Enter Max Barry. On his blog recently, he described how he has retained the whole edit history of his novel Machine man, which means readers can “browse to any particular page and see how it evolved from something to nothing”. He gives examples on his blog of how he worked on this novel and how the edit history looks. Click on this link to go to an example page. In the date bar above the text you’ll see a little arrow pointing to V2 (that’s Version 2 of course). Click on that to go to Version 2, and you will see a similar little arrow for V3 … and so on. Once you’ve mastered that, you can read the final serial version of the novel on the blog and, whenever the spirit moves you, you can click on a tiny icon at the top of the page to bring up and explore the entire version/edit history.
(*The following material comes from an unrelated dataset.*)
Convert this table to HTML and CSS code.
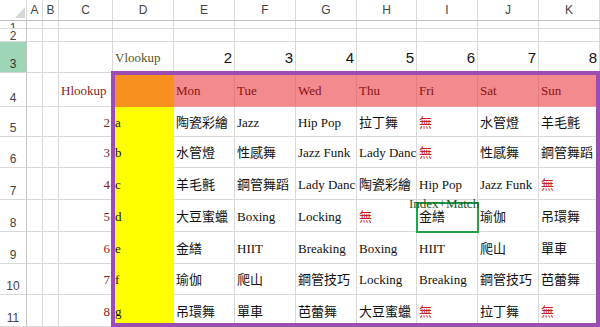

This is what libraries (archives/museums) now need (want) to collect … and this is what they’ll be challenged to preserve into the future. No longer will the challenge be to stop the ink from fading and the paper from deteriorating. No, it will be migrating the file so that no information is lost and so that the hardware and software of the day will be able to read documents produced under obsolete technologies. The principle is the same: collect, preserve and make available a writer’s work and process. The practices for achieving this with electronic/digital documents, though, is a whole new ball-game, and one that libraries (et al) are facing right now.

Max writes:

I’m not sure what use this is to anybody, other than for exposing my writerly fumblings in an even more humiliating manner than I’ve already done. But it was POSSIBLE, so I have DONE IT.

Librarians and researchers know what use this is … and we thank writers like Max Barry who take the management of their work so seriously.